학술논문

Effect of a calcium deblooming algorithm on accuracy of coronary computed tomography angiography.
Document Type
Academic Journal
Author
Weir-McCall JR; Department of Radiology, University of Cambridge, Cambridge, United Kingdom.; Wang R; Department of Radiology, Beijing Anzhen Hospital, Capital Medical University, Beijing, China.; Halankar J; St Pauls Hospital, Vancouver, Canada.; Hsieh J; GE Healthcare Technologies, Waukesha, WI, USA.; Hague CJ; St Pauls Hospital, Vancouver, Canada.; Rosenblatt S; St Pauls Hospital, Vancouver, Canada.; Fan Z; Department of Radiology, Beijing Anzhen Hospital, Capital Medical University, Beijing, China.; Sellers SL; St Pauls Hospital, Vancouver, Canada.; Murphy DT; St Pauls Hospital, Vancouver, Canada.; Blanke P; St Pauls Hospital, Vancouver, Canada.; Xu L; Department of Radiology, Beijing Anzhen Hospital, Capital Medical University, Beijing, China. Electronic address: leixu2001@hotmail.com.; Leipsic JA; St Pauls Hospital, Vancouver, Canada.
Source
Publisher: Elsevier Country of Publication: United States NLM ID: 101308347 Publication Model: Print-Electronic Cited Medium: Internet ISSN: 1876-861X (Electronic) Linking ISSN: 1876861X NLM ISO Abbreviation: J Cardiovasc Comput Tomogr Subsets: MEDLINE
Subject
Language
English
Abstract
Background: Coronary artery calcification is a significant contributor to reduced accuracy of coronary computed tomographic angiography (CTA) in the assessment of coronary artery disease severity. The aim of the current study is to assess the impact of a prototype calcium deblooming algorithm on the diagnostic accuracy of CTA.
Methods: 40 patients referred for invasive catheter angiography underwent CTA and invasive catheter angiography. The CTA were reconstructed using a standard soft tissue kernel (CTA STAND ) and a deblooming algorithm (CTA DEBLOOM ). CTA studies were read with and without the deblooming algorithm blinded to the invasive coronary angiogram findings. Sensitivity, specificity, accuracy, positive predictive value and negative predictive value for the detection of stenosis ≥50% or ≥70% were evaluated using quantitative coronary angiography as the reference standard.
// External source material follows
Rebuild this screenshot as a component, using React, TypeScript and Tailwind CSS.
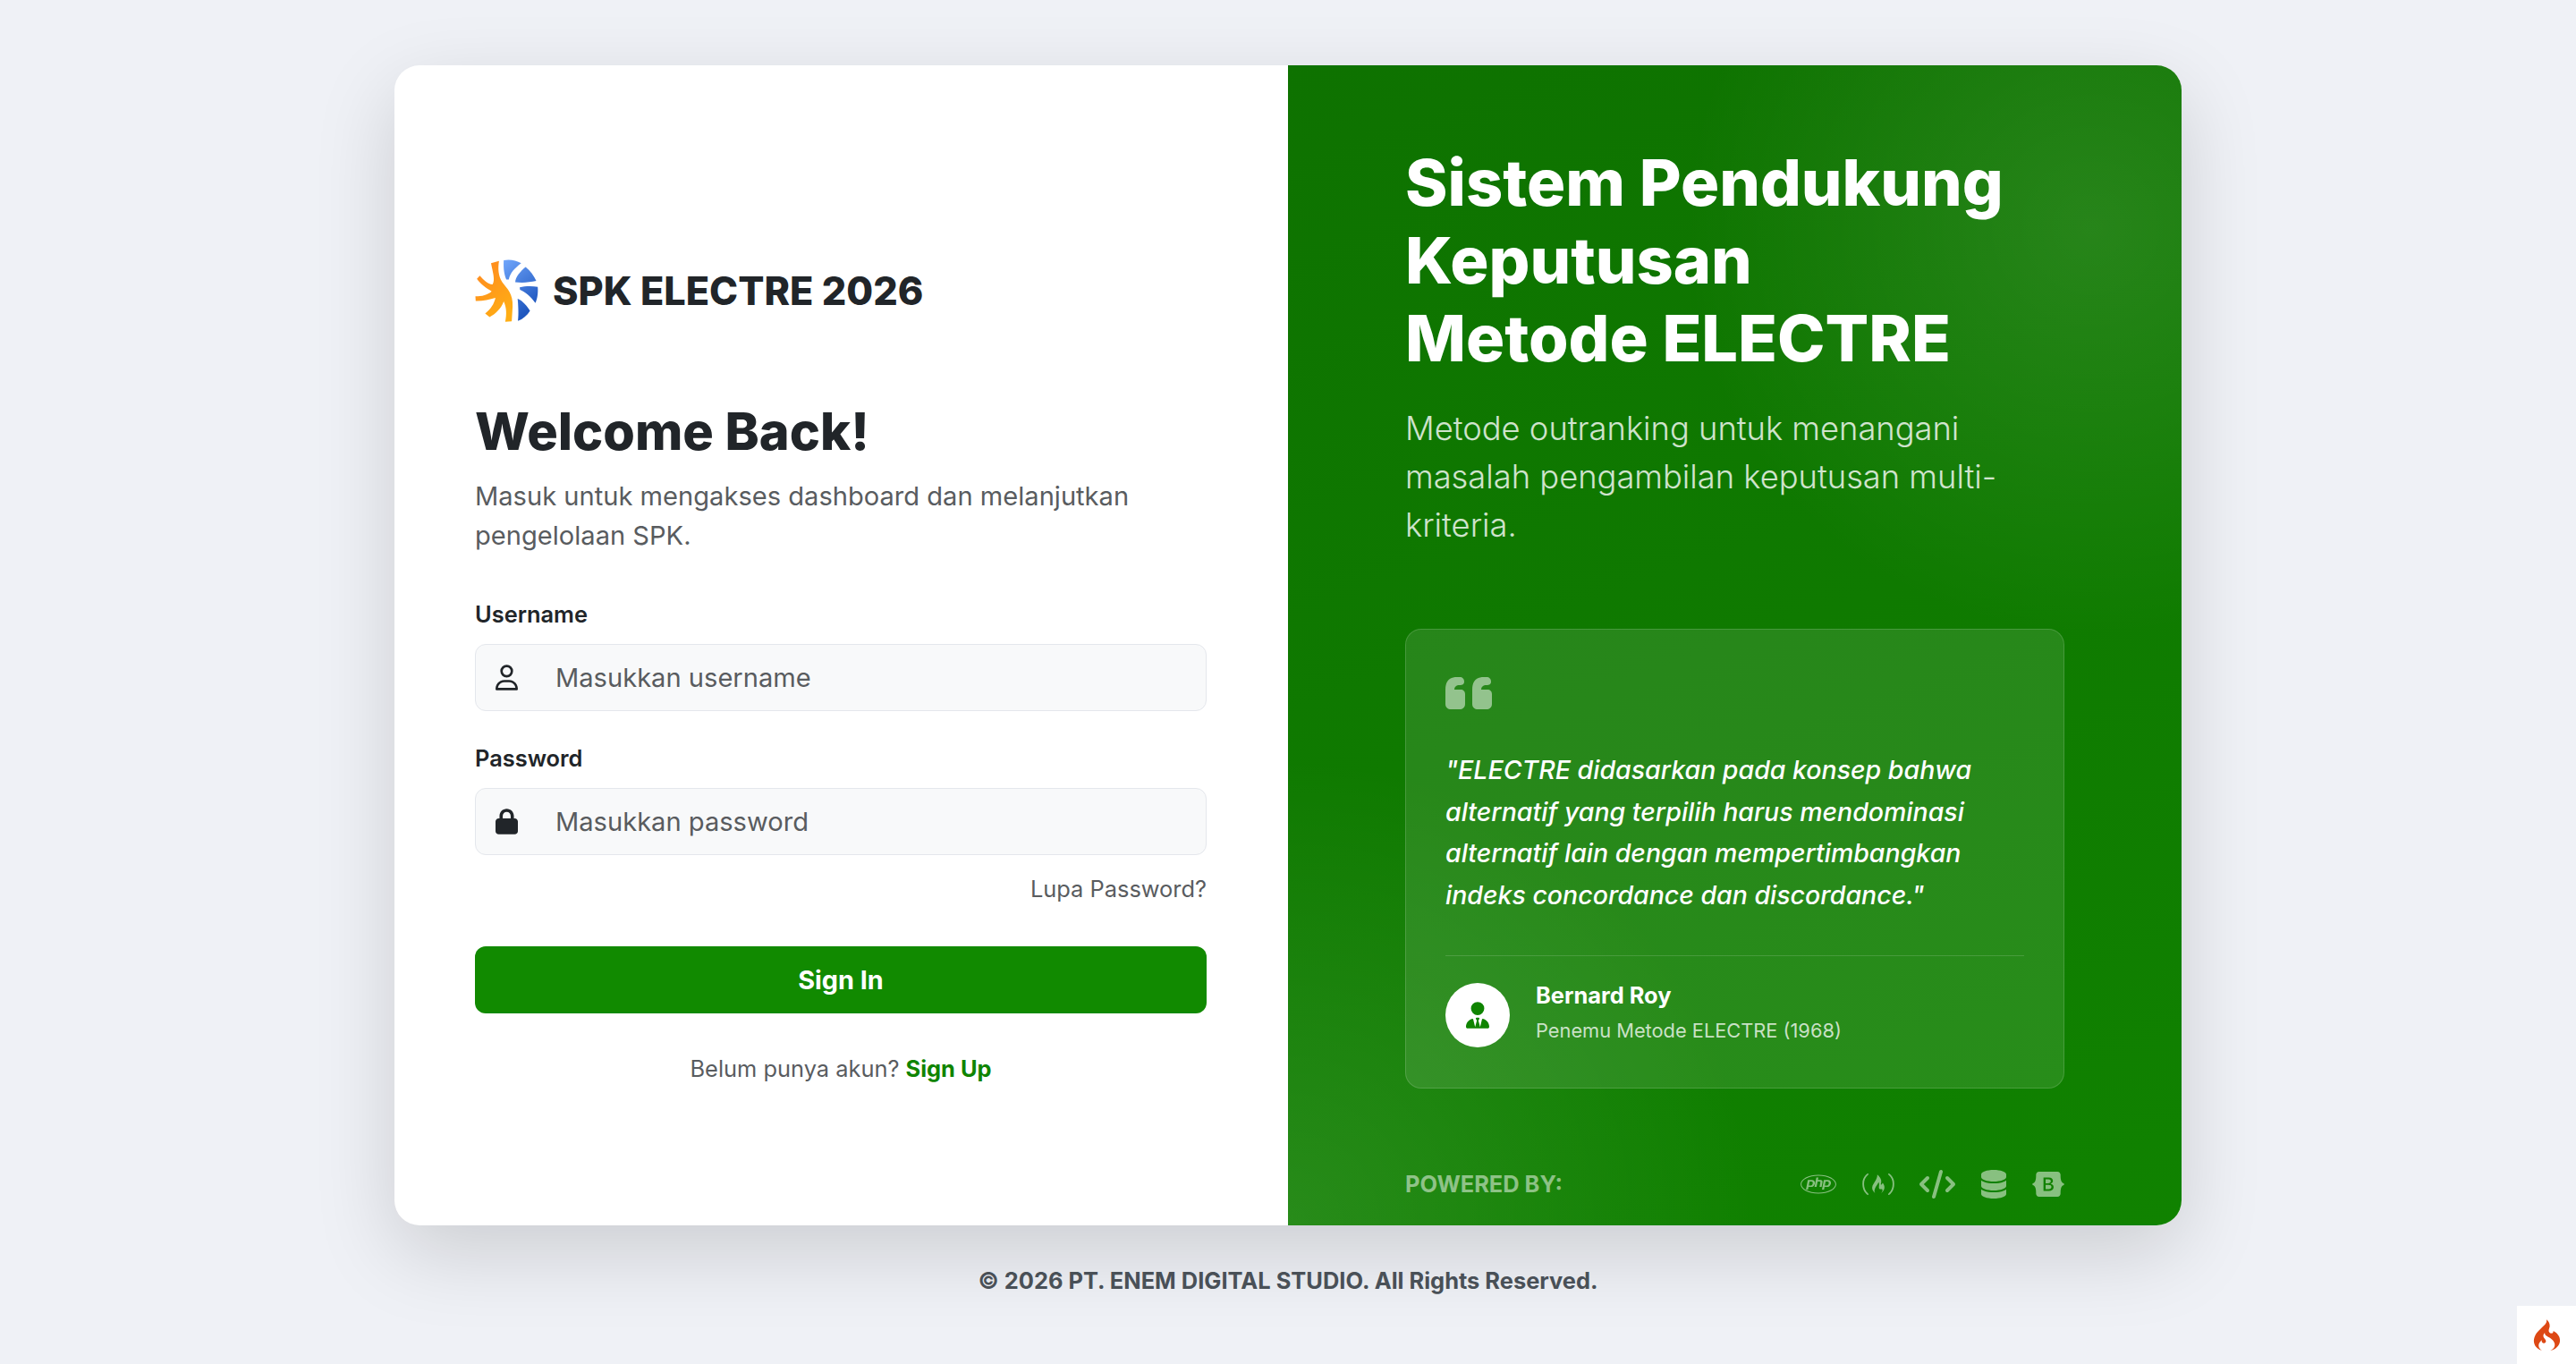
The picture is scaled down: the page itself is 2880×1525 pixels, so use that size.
import React from 'react';
import { FaRegUser, FaLock, FaUserTie, FaPhp, FaFreeCodeCamp, FaCode, FaDatabase, FaBootstrap } from 'react-icons/fa6';
import { SiCodeigniter } from 'react-icons/si';

const Logo = () => (
  <svg viewBox="36 30 214 212" className="w-[71px] h-[70px] shrink-0">
    <defs>
      <linearGradient id="org" gradientUnits="userSpaceOnUse" x1="40" y1="60" x2="165" y2="200">
        <stop offset="0" stopColor="#ff8a1f" />
        <stop offset="1" stopColor="#ffae14" />
      </linearGradient>
      <linearGradient id="blu" gradientUnits="userSpaceOnUse" x1="135" y1="35" x2="250" y2="175">
        <stop offset="0" stopColor="#6ea4fa" />
        <stop offset="1" stopColor="#1f57bf" />
      </linearGradient>
    </defs>
    <path
      fill="url(#org)"
      d="M90 43 L117 35 C113 60 114 85 128 107 C145 130 165 145 163 190 L160 240 L138 241 C143 215 143 195 133 172 C125 195 105 215 85 225 L70 213 C90 198 100 180 105 160 C85 165 60 172 38 171 L37 155 C60 155 78 150 92 138 C75 128 55 115 42 96 L52 85 C65 100 78 112 95 115 C105 100 95 70 90 43 Z"
    />
    <g fill="url(#blu)">
      <path d="M133 33 C150 29 175 32 192 43 C170 60 155 75 150 98 L142 98 C135 85 131 60 133 33Z" />
      <path d="M207 56 C222 68 235 85 243 103 C220 108 195 110 172 107 C172 90 190 70 207 56Z" />
      <path d="M187 125 C205 120 228 120 248 123 C250 145 246 165 240 178 C225 155 205 140 188 133Z" />
      <path d="M180 163 C198 170 212 188 222 204 C212 220 198 232 181 238 C184 215 182 185 180 163Z" />
    </g>
  </svg>
);

const Field = ({ label, placeholder, icon }: { label: string; placeholder: string; icon: React.ReactNode }) => (
  <div>
    <label className="block mb-[14px] text-[25.4px] font-semibold leading-[38px] text-[#212529]">{label}</label>
    <div className="flex items-center h-[75px] rounded-[12px] border-[1.8px] border-[#e4e7ec] bg-[#f8f9fa] pl-[21px]">
      <span className="w-[26px] flex justify-center text-[#212529]">{icon}</span>
      <span className="ml-[42px] text-[29.1px] text-[#595c5f]">{placeholder}</span>
    </div>
  </div>
);

const App = () => {
  return (
    <div className="relative h-[1525px] overflow-hidden bg-[#eff1f6] font-['Inter',sans-serif] flex flex-col items-center pt-[73px]">
      <div className="flex w-[1998px] h-[1297px] rounded-[28px] overflow-hidden bg-white shadow-[0_30px_90px_rgba(0,0,0,0.15)]">
        <div className="w-[999px] pl-[90px] pr-[91px] pt-[217px] flex flex-col">
          <div className="flex items-center gap-[16px] mb-[88px]">
            <Logo />
            <span className="text-[43.2px] font-extrabold text-[#212529]">SPK ELECTRE 2026</span>
          </div>
          <h1 className="text-[57.6px] font-extrabold leading-[69px] text-[#212529] mb-[16px]">Welcome Back!</h1>
          <p className="text-[29.1px] leading-[44px] text-[#595c5f] mb-[47px]">
            Masuk untuk mengakses dashboard dan melanjutkan pengelolaan SPK.
          </p>
          <div className="flex flex-col gap-[34px]">
            <Field label="Username" placeholder="Masukkan username" icon={<FaRegUser className="w-[25px] h-[29px]" />} />
            <Field label="Password" placeholder="Masukkan password" icon={<FaLock className="w-[25px] h-[29px]" />} />
          </div>
          <div className="text-right text-[25.4px] leading-[38px] text-[#595c5f] mt-[19px] mb-[45px]">Lupa Password?</div>
          <button className="h-[75px] rounded-[12px] bg-[#118a00] text-white text-[28.8px] font-bold">Sign In</button>
          <p className="mt-[43px] text-center text-[25.4px] leading-[38px] text-[#595c5f]">
            Belum punya akun? <span className="font-bold text-[#0f8400]">Sign Up</span>
          </p>
        </div>
        <div className="w-[999px] px-[131px] pt-[87px] bg-[radial-gradient(circle_at_90%_14%,rgba(255,255,255,0.1),transparent_32%),radial-gradient(circle_at_0%_100%,rgba(255,255,255,0.1),transparent_32%),linear-gradient(160deg,#0e7200,#108200)] text-white flex flex-col">
          <h2 className="text-[72px] font-extrabold leading-[87px]">
            Sistem Pendukung Keputusan<br />Metode ELECTRE
          </h2>
          <p className="mt-[31px] text-[36.3px] font-light leading-[54px] text-white/80">
            Metode outranking untuk menangani masalah pengambilan keputusan multi-kriteria.
          </p>
          <div className="mt-[89px] h-[514px] rounded-[18px] border-[1.8px] border-white/15 bg-white/10 p-[44px] flex flex-col">
            <svg viewBox="0 0 52 36" className="w-[52px] h-[36px] mt-[9px] shrink-0 fill-white/50">
              <path d="M0 30V14C0 5 4 0 13 0H16C19 0 21 2 21 5S19 9 16 9C12 9 10 11 10 14H17C20 14 22 16 22 19V30C22 34 19 36 16 36H6C3 36 0 34 0 30Z" />
              <path d="M30 30V14C30 5 34 0 43 0H46C49 0 51 2 51 5S49 9 46 9C42 9 40 11 40 14H47C50 14 52 16 52 19V30C52 34 49 36 46 36H36C33 36 30 34 30 30Z" />
            </svg>
            <p className="mt-[45px] text-[28.5px] leading-[46.5px] italic font-medium">
              "ELECTRE didasarkan pada konsep bahwa alternatif yang terpilih harus mendominasi alternatif lain dengan mempertimbangkan indeks concordance dan discordance."
            </p>
            <div className="mt-[44px] pt-[30px] border-t-[1.8px] border-white/15 flex items-center gap-[29px]">
              <div className="w-[72px] h-[72px] rounded-full bg-white flex items-center justify-center text-[#0f8400]">
                <FaUserTie className="w-[26px] h-[30px]" />
              </div>
              <div className="-mt-[6px]">
                <div className="text-[25.4px] font-bold leading-[34px]">Bernard Roy</div>
                <div className="mt-[5px] text-[21.8px] leading-[34px] text-white/75">Penemu Metode ELECTRE (1968)</div>
              </div>
            </div>
          </div>
          <div className="mt-[88px] flex items-center justify-between text-white/50">
            <span className="text-[25.4px] font-bold">POWERED BY:</span>
            <div className="flex items-center gap-[28.8px]">
              <FaPhp className="w-[40px] h-[32px]" />
              <FaFreeCodeCamp className="w-[36px] h-[32px]" />
              <FaCode className="w-[40px] h-[32px]" />
              <FaDatabase className="w-[28px] h-[32px]" />
              <FaBootstrap className="w-[36px] h-[32px]" />
            </div>
          </div>
        </div>
      </div>
      <div className="mt-[43px] text-[25.45px] font-bold text-[#495057]">© 2026 PT. ENEM DIGITAL STUDIO. All Rights Reserved.</div>
      <div className="absolute right-0 bottom-0 w-[66px] h-[65px] bg-white flex items-center justify-center text-[#dd4814] text-[35px]">
        <SiCodeigniter />
      </div>
    </div>
  );
};

export default App;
Image quality was assessed using a 5-point scale, and the presence of image artifact recorded.
Results: All studies were diagnostic with 548 segments available for evaluation. Image score was 3.64 ± 0.72 with CTA DEBLOOM , versus 3.56 ± 0.72 with CTA STAND (p = 0.38). CTA DEBLOOM had significantly less calcium blooming artifact than CTA STAND (12.5% vs. 47.5%, p = 0.001). Based on a 50% stenosis threshold for defining significant disease, the Sensitivity/Specificity/PPV/NPV/Accuracy were 65.9/84.9/27.6/96.6/83.4 for CTA DEBLOOM and 75.0/81.9/26.6/97.4/81.4 for CTA STAND using a ≥50% threshold. CTA DEBLOOM specificity was significantly higher than CTA STAND (84.9% vs. 81.5%, p = 0.03), with no difference between the algorithms in sensitivity (p = 0.22), or accuracy (p = 0.15). These results remained unchanged when a stenosis threshold of ≥70% was used. Interobserver agreement was fair with both techniques (CTA DEBLOOM k = 0.38, CTA STAND k = 0.37).
Conclusion: In this proof of concept study, coronary calcification deblooming using a prototype post-processing algorithm is feasible and reduces calcium blooming with an improvement of the specificity of the CTA exam.